Smelter Operational Response to Atmospheric Accumulation of SO2 Within the Atacama Context

Fecha de publicación: 01/01/2025
Fuente: Materials
Abstract
The integrated management of smelter operations is founded on standard operating practices, including standardized operating modes. The system-wide conception of modes ensures that if new instructions are to be sent to one part of the smelter, e.g. the smelting furnace, then corresponding sets of instructions are sent to the other critical parts of the smelter, e.g. the offgas handling system. In general, a mode change is triggered when the risk-opportunity profile of the plant has deviated to the extent that a system-wide response is merited, passing a critical threshold. These theoretical notions had been initially been discussed in Automated Scheduling and Scientific Management of Copper Smelters (Navarra, Miner Process Ext Metall 125(1):39–44, 2016) but gained practicality through a collaboration with the Hernan Videla Lira (HVL) Smelter, described in System Dynamics and Discrete Event Simulation of Copper Smelters (Navarra et al., Min Metall Explor 34(2):96–106, 2017).

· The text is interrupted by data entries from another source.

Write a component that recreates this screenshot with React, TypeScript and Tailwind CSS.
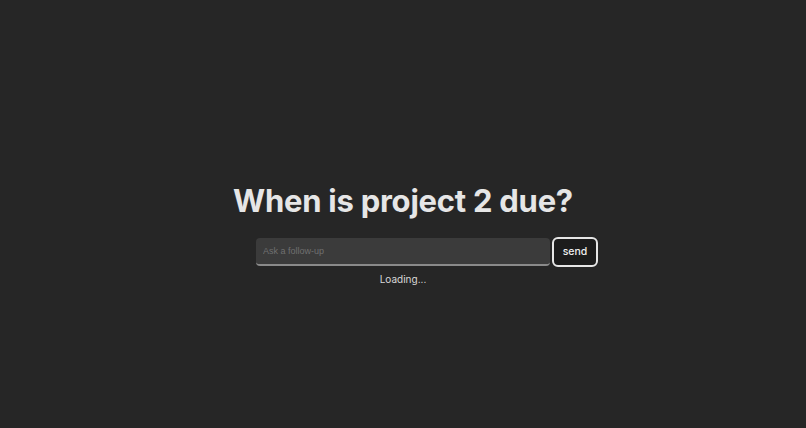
export default function App() {
  return (
    <div
      className="min-h-screen w-full bg-[#262626] flex flex-col items-center pt-[180px] text-[#e8e8e8]"
      style={{ fontFamily: "Inter, 'Liberation Sans', sans-serif" }}
    >
      <h1 className="text-[31px] leading-[41px] font-bold text-[#e6e6e6] tracking-[-0.25px]">
        When is project 2 due?
      </h1>
      <div className="flex items-center gap-[2px] mt-[16px] ml-[48px]">
        <input
          className="w-[294px] h-[28px] rounded-[4px] bg-[#3b3b3b] border-b-2 border-[#8a8a8a] px-[7px] text-[9px] text-[#ddd] placeholder:text-[#707070] outline-none"
          style={{ fontFamily: "'Liberation Sans', Arial, sans-serif" }}
          placeholder="Ask a follow-up"
        />
        <button className="w-[46px] h-[30px] rounded-[6px] border-2 border-[#e6e6e6] bg-[#1c1c1c] text-[10.5px] font-medium text-[#eee]">
          send
        </button>
      </div>
      <div className="mt-[5px] text-[10px] text-[#d8d8d8]">Loading...</div>
    </div>
  );
}
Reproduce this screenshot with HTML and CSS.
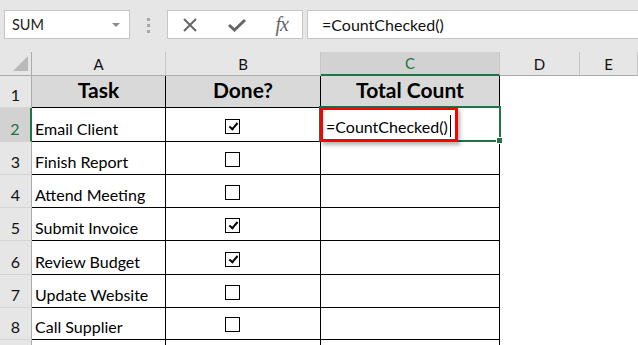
FILE: index.html
```html
<!DOCTYPE html>
<html lang="en">
<head>
    <meta charset="UTF-8">
    <title>Count Checked</title>
    <link rel="stylesheet" href="styles.css">
</head>
<body>
    <div class="formula-bar">
        <div class="name-box">
            <span>SUM</span>
            <span class="drop"></span>
        </div>
        <div class="grip"><i></i><i></i><i></i></div>
        <div class="fx-box">
            <svg width="16" height="14" viewBox="0 0 16 14"><path d="M2 1 L14 13 M14 1 L2 13" stroke="#666" stroke-width="2" fill="none"/></svg>
            <svg width="18" height="14" viewBox="0 0 18 14"><path d="M1 7 L6.5 12 L17 2" stroke="#666" stroke-width="3" fill="none"/></svg>
            <span class="fx">fx</span>
        </div>
        <div class="formula-input">=CountChecked()</div>
    </div>

    <div class="sheet">
        <!-- column headers -->
        <div class="corner"><span class="tri"></span></div>
        <div class="col-head">A</div>
        <div class="col-head">B</div>
        <div class="col-head selected">C</div>
        <div class="col-head">D</div>
        <div class="col-head">E</div>

        <!-- row 1 -->
        <div class="row-head">1</div>
        <div class="cell title">Task</div>
        <div class="cell title">Done?</div>
        <div class="cell title">Total Count</div>
        <div class="blank"></div>
        <div class="blank"></div>

        <!-- row 2 -->
        <div class="row-head selected">2</div>
        <div class="cell">Email Client</div>
        <div class="cell check"><span class="box on"></span></div>
        <div class="cell active">
            <span class="outline"><i class="handle"></i></span>
            <span class="editing">=CountChecked()<b class="cursor"></b></span>
        </div>
        <div class="blank"></div>
        <div class="blank"></div>

        <div class="row-head">3</div>
        <div class="cell">Finish Report</div>
        <div class="cell check"><span class="box"></span></div>
        <div class="cell"></div>
        <div class="blank"></div>
        <div class="blank"></div>

        <div class="row-head">4</div>
        <div class="cell">Attend Meeting</div>
        <div class="cell check"><span class="box"></span></div>
        <div class="cell"></div>
        <div class="blank"></div>
        <div class="blank"></div>

        <div class="row-head">5</div>
        <div class="cell">Submit Invoice</div>
        <div class="cell check"><span class="box on"></span></div>
        <div class="cell"></div>
        <div class="blank"></div>
        <div class="blank"></div>

        <div class="row-head">6</div>
        <div class="cell">Review Budget</div>
        <div class="cell check"><span class="box on"></span></div>
        <div class="cell"></div>
        <div class="blank"></div>
        <div class="blank"></div>

        <div class="row-head">7</div>
        <div class="cell">Update Website</div>
        <div class="cell check"><span class="box"></span></div>
        <div class="cell"></div>
        <div class="blank"></div>
        <div class="blank"></div>

        <div class="row-head">8</div>
        <div class="cell">Call Supplier</div>
        <div class="cell check"><span class="box"></span></div>
        <div class="cell"></div>
        <div class="blank"></div>
        <div class="blank"></div>

        <!-- row 9, only its top edge is in view -->
        <div class="row-head"></div>
        <div class="cell"></div>
        <div class="cell"></div>
        <div class="cell"></div>
        <div class="blank"></div>
        <div class="blank"></div>
    </div>
</body>
</html>
```
FILE: styles.css
```css
body {
    margin: 0;
    width: 638px;
    height: 345px;
    overflow: hidden;
    font-family: Lato, "Liberation Sans", sans-serif;
    background: #fff;
}
.formula-bar {
    display: flex;
    align-items: flex-start;
    height: 52px;
    padding-top: 10px;
    box-sizing: border-box;
    background: #e6e6e6;
}
.name-box {
    display: flex;
    align-items: center;
    justify-content: space-between;
    width: 126px;
    height: 29px;
    margin-left: 4px;
    padding: 0 9px 0 7px;
    box-sizing: border-box;
    background: #fff;
    border: 1px solid #c6c6c6;
    font-size: 14.5px;
    color: #222;
}
.drop {
    width: 0;
    height: 0;
    border-left: 4px solid transparent;
    border-right: 4px solid transparent;
    border-top: 4px solid #8a8a8a;
}
.grip {
    display: flex;
    flex-direction: column;
    gap: 3px;
    margin: 8px 17px 0 17px;
}
.grip i {
    width: 3px;
    height: 3px;
    background: #a8a8a8;
}
.fx-box {
    display: flex;
    align-items: center;
    justify-content: space-between;
    width: 136px;
    height: 29px;
    padding: 0 14px 0 14px;
    box-sizing: border-box;
    background: #fff;
    border: 1px solid #c6c6c6;
}
.fx {
    font-family: "Liberation Serif", serif;
    font-style: italic;
    font-size: 20px;
    letter-spacing: -1px;
    color: #666;
}
.formula-input {
    flex: 1;
    height: 29px;
    margin-left: 4px;
    padding-left: 14px;
    box-sizing: border-box;
    background: #fff;
    border: 1px solid #c6c6c6;
    border-right: none;
    font-size: 16px;
    line-height: 27px;
    color: #111;
}
.sheet {
    display: grid;
    grid-template-columns: 32px 134px 155px 179px 80px 58px;
    grid-template-rows: 24px 32px 34px 33px 33px 33px 34px 33px 32px 20px;
}
.corner {
    position: relative;
    background: #e6e6e6;
    border-right: 1px solid #ababab;
    border-bottom: 1px solid #ababab;
}
.corner .tri {
    position: absolute;
    right: 3px;
    bottom: 4px;
    width: 0;
    height: 0;
    border-left: 15px solid transparent;
    border-bottom: 15px solid #b9b9b9;
}
.col-head {
    display: flex;
    align-items: center;
    justify-content: center;
    background: #e6e6e6;
    border-right: 1px solid #c6c6c6;
    border-bottom: 1px solid #ababab;
    font-size: 15px;
    color: #111;
}
.col-head.selected {
    background: #d2d2d2;
    color: #217346;
    border-bottom: 2px solid #217346;
}
.row-head {
    display: flex;
    align-items: flex-end;
    justify-content: center;
    padding-bottom: 3px;
    box-sizing: border-box;
    background: #e6e6e6;
    border-right: 1px solid #ababab;
    border-bottom: 1px solid #d4d4d4;
    font-size: 16px;
    color: #111;
}
.row-head.selected {
    background: #d2d2d2;
    color: #217346;
    border-right: 2px solid #217346;
}
.cell {
    display: flex;
    align-items: flex-end;
    padding: 0 0 3px 3px;
    box-sizing: border-box;
    border-right: 1px solid #000;
    border-bottom: 1px solid #000;
    font-size: 16px;
    color: #000;
    white-space: nowrap;
}
.cell.title {
    justify-content: center;
    padding: 0 0 5px 0;
    background: #d9d9d9;
    font-size: 21px;
    font-weight: bold;
}
.cell.check {
    padding: 0 0 7px 59px;
}
.box {
    position: relative;
    width: 15px;
    height: 15px;
    box-sizing: border-box;
    border: 1px solid #000;
    background: #fff;
}
.box.on::after {
    content: "";
    position: absolute;
    left: 5px;
    top: 1px;
    width: 3px;
    height: 7px;
    border-right: 2px solid #000;
    border-bottom: 2px solid #000;
    transform: rotate(40deg);
}
.cell.active {
    position: relative;
    padding-left: 4px;
}
.outline {
    position: absolute;
    left: -2px;
    top: -2px;
    right: -2px;
    bottom: -1px;
    border: 2px solid #217346;
}
.handle {
    position: absolute;
    right: -4px;
    bottom: -4px;
    width: 5px;
    height: 5px;
    background: #217346;
    border: 1px solid #fff;
}
.editing {
    position: absolute;
    left: -1px;
    top: -1px;
    width: 138px;
    height: 35px;
    box-sizing: border-box;
    padding: 0 0 3px 3px;
    display: flex;
    align-items: flex-end;
    border: 3px solid #f00;
    background: #fff;
    box-shadow: 2px 3px 4px rgba(0, 0, 0, 0.3);
}
.cursor {
    width: 1px;
    height: 22px;
    margin-left: 2px;
    margin-bottom: -1px;
    background: #000;
}
.blank {
    background: #fff;
}
```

The current paper now recounts the formative experiences surrounding the work at HVL, which led to data-driven framework that considered changing meteorological conditions within the Atacama region, quantifying the trade-off between the environmental risk of SO2 accumulation, and copper production. The same approach could be adapted to other metallurgical operations, to develop integrated responses to dynamically changing risk-opportunity profiles.